Goal of the exercise
An exact copy of the records is required, minus the pictures they hold.

═══ Information supplied ═══

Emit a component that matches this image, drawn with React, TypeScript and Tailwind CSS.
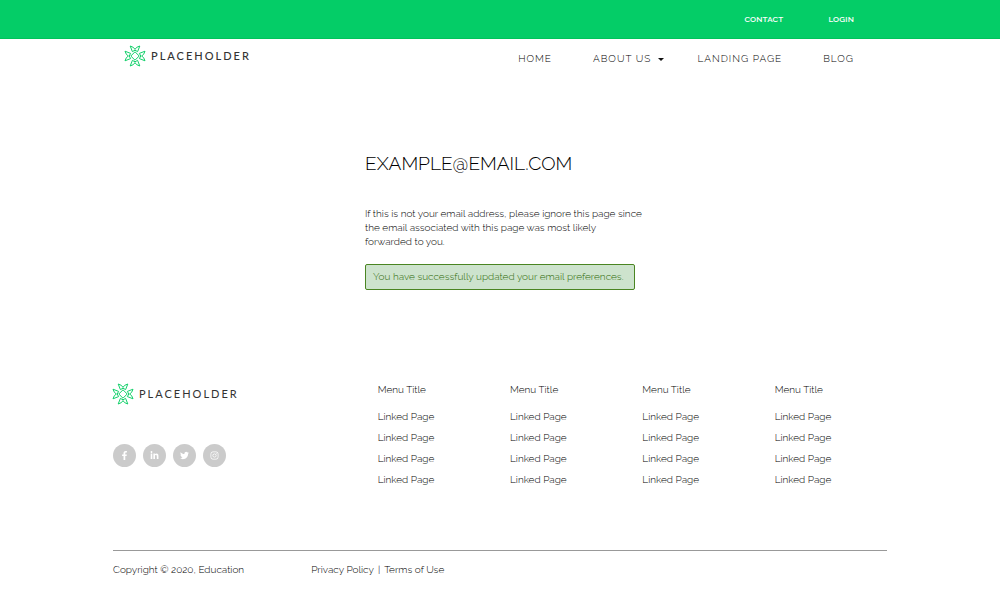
import React from "react";
import { FaFacebookF, FaInstagram, FaLinkedinIn, FaTwitter } from "react-icons/fa";

const navLinks = ["HOME", "ABOUT US", "LANDING PAGE", "BLOG"];
const menus = ["Menu Title", "Menu Title", "Menu Title", "Menu Title"];
const pages = ["Linked Page", "Linked Page", "Linked Page", "Linked Page"];
const socials = [
  { label: "Facebook", Icon: FaFacebookF },
  { label: "LinkedIn", Icon: FaLinkedinIn },
  { label: "Twitter", Icon: FaTwitter },
  { label: "Instagram", Icon: FaInstagram },
];

function Mark() {
  return (
    <svg viewBox="-11 -11 22 22" className="size-[22px] shrink-0" fill="none" stroke="#12d06a" strokeWidth="1" strokeLinejoin="round" aria-hidden="true">
      <path d="M0-4.2 4.2 0 0 4.2-4.2 0Z" />
      {[0, 90, 180, 270].map((angle) => (
        <path key={angle} transform={`rotate(${angle})`} d="M0-5.8-2.6-4.4-4.8-10-1.6-8.6 0-6.6 1.6-8.6 4.8-10 2.6-4.4Z" />
      ))}
    </svg>
  );
}

function Logo({ footer = false }: { footer?: boolean }) {
  return (
    <a href="#" className="flex items-center gap-[5px] font-['Lato',sans-serif] text-[#333]">
      <Mark />
      <span className={footer ? "text-[11px] leading-4 font-normal tracking-[2px]" : "text-[11px] leading-4 font-medium tracking-[2px]"}>PLACEHOLDER</span>
    </a>
  );
}

export default function App() {
  return (
    <div className="bg-white font-['Raleway','Open_Sans',sans-serif] text-[10px] font-light text-black">
      <header>
        <div className="border-b border-[#00c35a] bg-[#04cd67]">
          <nav aria-label="Account" className="mx-auto flex h-[38px] w-[77.4%] items-center justify-end gap-[45px] pr-[33px] text-[8px] font-semibold tracking-wide text-white">
            <a href="#">CONTACT</a>
            <a href="#">LOGIN</a>
          </nav>
        </div>
        <div className="mx-auto flex w-[77.4%] items-start justify-between pt-[6px] pr-[33px] pl-[11px]">
          <Logo />
          <nav aria-label="Main" className="flex gap-[41px] pt-[5px] leading-[18px] tracking-[1px]">
            {navLinks.map((link) => (
              <a key={link} href="#" className="flex items-center gap-[7px]">
                {link}
                {link === "ABOUT US" && (
                  <svg viewBox="0 0 6 3" className="mr-[-8px] h-[3px] w-[6px]" fill="#111" aria-hidden="true">
                    <path d="M0 0h6L3 3Z" />
                  </svg>
                )}
              </a>
            ))}
          </nav>
        </div>
      </header>

      <main className="mx-auto w-[27%] pt-[83px]">
        <h1 className="text-[19px] leading-6 text-black">EXAMPLE@EMAIL.COM</h1>
        <p className="mr-[-10px] pt-8 leading-[14px]">
          If this is not your email address, please ignore this page since the email associated with this page was most likely forwarded to you.
        </p>
        <p role="status" className="mt-[15px] rounded-[2px] border border-[#4a8522] bg-[#cde3cd] px-[7px] py-[5px] leading-[14px] text-[#2f6b0a]">
          You have successfully updated your email preferences.
        </p>
      </main>

      <footer className="mx-auto w-[77.4%] pt-[93px]">
        <div className="flex">
          <div className="w-[34.2%]">
            <div className="ml-[-1px]">
              <Logo footer />
            </div>
            <div className="flex gap-[7px] pt-[39px]">
              {socials.map(({ label, Icon }) => (
                <a key={label} href="#" aria-label={label} className="flex size-[23px] items-center justify-center rounded-full bg-[#cbcbcb] text-[9px] text-white">
                  <Icon />
                </a>
              ))}
            </div>
          </div>
          <div className="mr-[-20px] grid flex-1 grid-cols-4">
            {menus.map((title, i) => (
              <section key={i}>
                <h2 className="leading-[14px]">{title}</h2>
                <ul className="grid gap-[7px] pt-[13px]">
                  {pages.map((page, j) => (
                    <li key={j} className="leading-[14px]">
                      <a href="#">{page}</a>
                    </li>
                  ))}
                </ul>
              </section>
            ))}
          </div>
        </div>
        <div className="mt-[63px] flex border-t border-[#999] pt-3 pb-[14px] leading-[14px]">
          <p className="w-[25.6%]">Copyright © 2020, Education</p>
          <p className="flex gap-1">
            <a href="#">Privacy Policy</a>
            <span>|</span>
            <a href="#">Terms of Use</a>
          </p>
        </div>
      </footer>
    </div>
  );
}
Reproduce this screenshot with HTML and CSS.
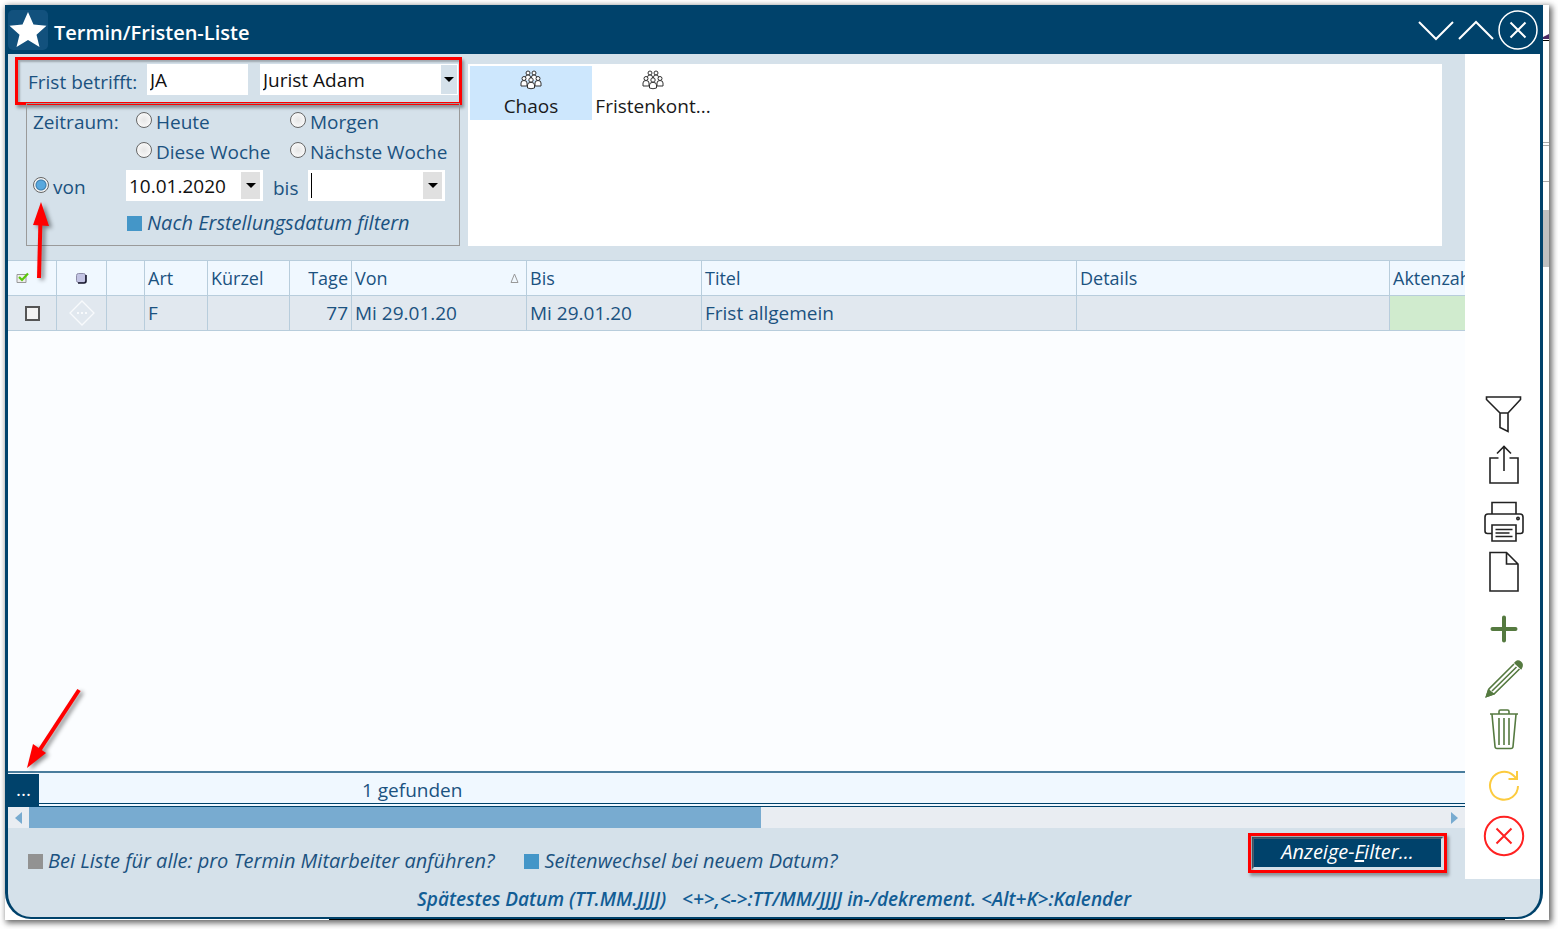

═══

Solution
Emit a component that matches this image, drawn with React, TypeScript and Tailwind CSS.
import React from "react";
import { FaFacebookF, FaInstagram, FaLinkedinIn, FaTwitter } from "react-icons/fa";

const navLinks = ["HOME", "ABOUT US", "LANDING PAGE", "BLOG"];
const menus = ["Menu Title", "Menu Title", "Menu Title", "Menu Title"];
const pages = ["Linked Page", "Linked Page", "Linked Page", "Linked Page"];
const socials = [
  { label: "Facebook", Icon: FaFacebookF },
  { label: "LinkedIn", Icon: FaLinkedinIn },
  { label: "Twitter", Icon: FaTwitter },
  { label: "Instagram", Icon: FaInstagram },
];

function Mark() {
  return (
    <svg viewBox="-11 -11 22 22" className="size-[22px] shrink-0" fill="none" stroke="#12d06a" strokeWidth="1" strokeLinejoin="round" aria-hidden="true">
      <path d="M0-4.2 4.2 0 0 4.2-4.2 0Z" />
      {[0, 90, 180, 270].map((angle) => (
        <path key={angle} transform={`rotate(${angle})`} d="M0-5.8-2.6-4.4-4.8-10-1.6-8.6 0-6.6 1.6-8.6 4.8-10 2.6-4.4Z" />
      ))}
    </svg>
  );
}

function Logo({ footer = false }: { footer?: boolean }) {
  return (
    <a href="#" className="flex items-center gap-[5px] font-['Lato',sans-serif] text-[#333]">
      <Mark />
      <span className={footer ? "text-[11px] leading-4 font-normal tracking-[2px]" : "text-[11px] leading-4 font-medium tracking-[2px]"}>PLACEHOLDER</span>
    </a>
  );
}

export default function App() {
  return (
    <div className="bg-white font-['Raleway','Open_Sans',sans-serif] text-[10px] font-light text-black">
      <header>
        <div className="border-b border-[#00c35a] bg-[#04cd67]">
          <nav aria-label="Account" className="mx-auto flex h-[38px] w-[77.4%] items-center justify-end gap-[45px] pr-[33px] text-[8px] font-semibold tracking-wide text-white">
            <a href="#">CONTACT</a>
            <a href="#">LOGIN</a>
          </nav>
        </div>
        <div className="mx-auto flex w-[77.4%] items-start justify-between pt-[6px] pr-[33px] pl-[11px]">
          <Logo />
          <nav aria-label="Main" className="flex gap-[41px] pt-[5px] leading-[18px] tracking-[1px]">
            {navLinks.map((link) => (
              <a key={link} href="#" className="flex items-center gap-[7px]">
                {link}
                {link === "ABOUT US" && (
                  <svg viewBox="0 0 6 3" className="mr-[-8px] h-[3px] w-[6px]" fill="#111" aria-hidden="true">
                    <path d="M0 0h6L3 3Z" />
                  </svg>
                )}
              </a>
            ))}
          </nav>
        </div>
      </header>

      <main className="mx-auto w-[27%] pt-[83px]">
        <h1 className="text-[19px] leading-6 text-black">EXAMPLE@EMAIL.COM</h1>
        <p className="mr-[-10px] pt-8 leading-[14px]">
          If this is not your email address, please ignore this page since the email associated with this page was most likely forwarded to you.
        </p>
        <p role="status" className="mt-[15px] rounded-[2px] border border-[#4a8522] bg-[#cde3cd] px-[7px] py-[5px] leading-[14px] text-[#2f6b0a]">
          You have successfully updated your email preferences.
        </p>
      </main>

      <footer className="mx-auto w-[77.4%] pt-[93px]">
        <div className="flex">
          <div className="w-[34.2%]">
            <div className="ml-[-1px]">
              <Logo footer />
            </div>
            <div className="flex gap-[7px] pt-[39px]">
              {socials.map(({ label, Icon }) => (
                <a key={label} href="#" aria-label={label} className="flex size-[23px] items-center justify-center rounded-full bg-[#cbcbcb] text-[9px] text-white">
                  <Icon />
                </a>
              ))}
            </div>
          </div>
          <div className="mr-[-20px] grid flex-1 grid-cols-4">
            {menus.map((title, i) => (
              <section key={i}>
                <h2 className="leading-[14px]">{title}</h2>
                <ul className="grid gap-[7px] pt-[13px]">
                  {pages.map((page, j) => (
                    <li key={j} className="leading-[14px]">
                      <a href="#">{page}</a>
                    </li>
                  ))}
                </ul>
              </section>
            ))}
          </div>
        </div>
        <div className="mt-[63px] flex border-t border-[#999] pt-3 pb-[14px] leading-[14px]">
          <p className="w-[25.6%]">Copyright © 2020, Education</p>
          <p className="flex gap-1">
            <a href="#">Privacy Policy</a>
            <span>|</span>
            <a href="#">Terms of Use</a>
          </p>
        </div>
      </footer>
    </div>
  );
}
Reproduce this screenshot with HTML and CSS.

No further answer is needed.